The practical impact: If your state enforces anti-concurrent causation clauses, carrying flood insurance becomes even more critical. Without it, any storm damage that involves both wind and flood could be denied by your homeowners insurer because flood contributed to the loss. Flood insurance ensures you have coverage regardless of how the causation question is resolved.

Legal representation: In disputed concurrent causation claims, an attorney experienced in insurance coverage law can be invaluable. These cases involve complex policy language, state-specific legal standards, and factual questions about which peril caused which damage. Professional representation protects your interests when insurers invoke anti-concurrent causation clauses.

What the Data Tells Us About Wind and Flood Damage Risk

The numbers make the case clearly. Wind and hail claims represent over 40 percent of all homeowners insurance claims with average payouts of $10,000 to $30,000. Flood claims average approximately $52,000 per incident. Only 15 percent of homeowners carry flood insurance despite widespread flood risk.

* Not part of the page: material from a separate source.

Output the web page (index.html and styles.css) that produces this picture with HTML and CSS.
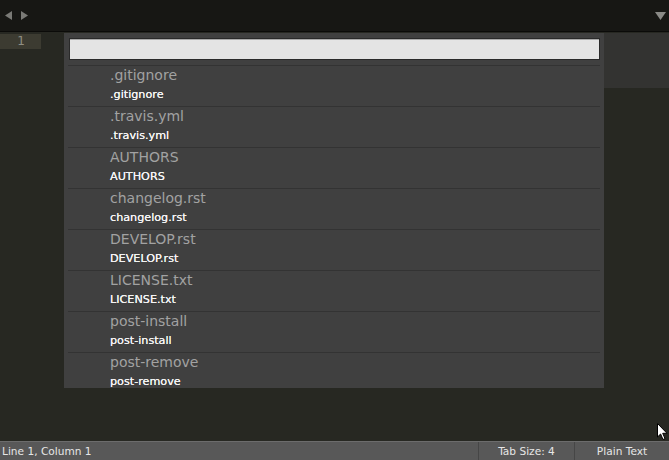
FILE: index.html
```html
<!DOCTYPE html>
<html>
<head>
<meta charset="utf-8">
<link rel="stylesheet" href="styles.css">
</head>
<body>
<div class="window">
  <div class="tabbar">
    <div class="nav">
      <svg class="navicon" width="24" height="10" viewBox="0 0 24 10"><path d="M7 0 L7 9 L0 4.5 Z" fill="#7a7a76"/><path d="M16 0 L16 9 L23 4.5 Z" fill="#7a7a76"/></svg>
    </div>
    <svg class="menuicon" width="11" height="8" viewBox="0 0 11 8"><path d="M0 0 L11 0 L5.5 8 Z" fill="#8a8a86"/></svg>
  </div>
  <div class="editor">
    <div class="gutter">
      <div class="lineno">1</div>
    </div>
    <div class="code"></div>
    <div class="minimap">
      <div class="viewport"></div>
    </div>
    <div class="quickpanel">
      <div class="input"></div>
      <div class="list">
        <div class="item"><div class="title">.gitignore</div><div class="sub">.gitignore</div></div>
        <div class="item"><div class="title">.travis.yml</div><div class="sub">.travis.yml</div></div>
        <div class="item"><div class="title">AUTHORS</div><div class="sub">AUTHORS</div></div>
        <div class="item"><div class="title">changelog.rst</div><div class="sub">changelog.rst</div></div>
        <div class="item"><div class="title">DEVELOP.rst</div><div class="sub">DEVELOP.rst</div></div>
        <div class="item"><div class="title">LICENSE.txt</div><div class="sub">LICENSE.txt</div></div>
        <div class="item"><div class="title">post-install</div><div class="sub">post-install</div></div>
        <div class="item"><div class="title">post-remove</div><div class="sub">post-remove</div></div>
      </div>
    </div>
    <svg class="cursor" width="12" height="18" viewBox="0 0 12 18"><path d="M0.5 0.5 L0.5 14 L3.6 11 L6 16.5 L8 15.6 L5.7 10.3 L10 10.3 Z" fill="#ffffff" stroke="#000000" stroke-width="1"/></svg>
  </div>
  <div class="statusbar">
    <div class="status-left">Line 1, Column 1</div>
    <div class="status-cell tabsize">Tab Size: 4</div>
    <div class="status-cell syntax">Plain Text</div>
  </div>
</div>
</body>
</html>
```
FILE: styles.css
```css
html, body {
  margin: 0;
  padding: 0;
  background: #272822;
}
.window {
  width: 669px;
  height: 460px;
  display: flex;
  flex-direction: column;
  font-family: "DejaVu Sans", "Liberation Sans", sans-serif;
  overflow: hidden;
}
.tabbar {
  height: 31px;
  background: #171714;
  border-bottom: 1px solid #0b0b09;
  display: flex;
  align-items: center;
  justify-content: space-between;
  padding: 0 3px 0 5px;
  flex: none;
}
.navicon { display: block; }
.menuicon { display: block; margin-top: 1px; }
.editor {
  flex: 1;
  position: relative;
  display: flex;
  background: #272822;
}
.gutter {
  width: 41px;
  flex: none;
  padding-top: 2px;
}
.lineno {
  height: 15px;
  background: #3c3b31;
  color: #8f8f84;
  font-size: 12px;
  line-height: 15px;
  text-align: right;
  padding-right: 16px;
}
.code { flex: 1; }
.minimap {
  width: 65px;
  flex: none;
  padding-top: 1px;
}
.viewport {
  height: 55px;
  background: #333331;
}
.quickpanel {
  position: absolute;
  left: 64px;
  top: 1px;
  width: 540px;
  height: 355px;
  background: #404040;
  box-sizing: border-box;
  padding: 5px 4px 0 4px;
  overflow: hidden;
}
.input {
  height: 22px;
  box-sizing: border-box;
  margin-left: 1px;
  background: #e4e4e4;
  border: 1px solid #2a2a2a;
  box-shadow: inset 0 1px 0 #a9a9a9;
}
.list {
  margin-top: 5px;
}
.item {
  height: 41px;
  box-sizing: border-box;
  border-top: 1px solid #333333;
  padding-left: 42px;
}
.title {
  font-size: 14px;
  line-height: 18px;
  color: #a2a2a2;
}
.sub {
  font-size: 11.2px;
  line-height: 19px;
  padding-top: 0.5px;
  color: #f4f4f4;
  text-shadow: 0 0 0.4px #ffffff;
}
.cursor {
  position: absolute;
  right: 0;
  bottom: 0;
}
.statusbar {
  height: 18px;
  flex: none;
  background: #585858;
  border-top: 1px solid #6c6c6c;
  display: flex;
  align-items: stretch;
  color: #e6e6e6;
  font-size: 10.6px;
  line-height: 18px;
}
.status-left {
  flex: 1;
  padding-left: 2px;
}
.status-cell {
  border-left: 1px solid #464646;
  text-align: center;
}
.tabsize { width: 95px; }
.syntax { width: 94px; }
```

After major hurricanes, total insured wind losses typically run into tens of billions of dollars while uninsured flood losses add billions more. The gap between insured wind damage and uninsured flood damage represents the largest uncompensated exposure in American residential insurance.

The data-driven conclusion is straightforward. If you live anywhere that storms can produce both wind and rising water — and that includes most of the United States — you need both wind coverage through homeowners insurance and flood coverage through a separate flood policy. The cost of dual coverage is predictable and manageable. The cost of uninsured flood damage is catastrophic and unrecoverable.

Review both coverages annually. Adjust limits to reflect current replacement costs. Budget for dual deductibles in storm-prone areas. And document your home before storm season so both claims can be filed efficiently if a storm delivers the one-two punch of wind from above and flood from below.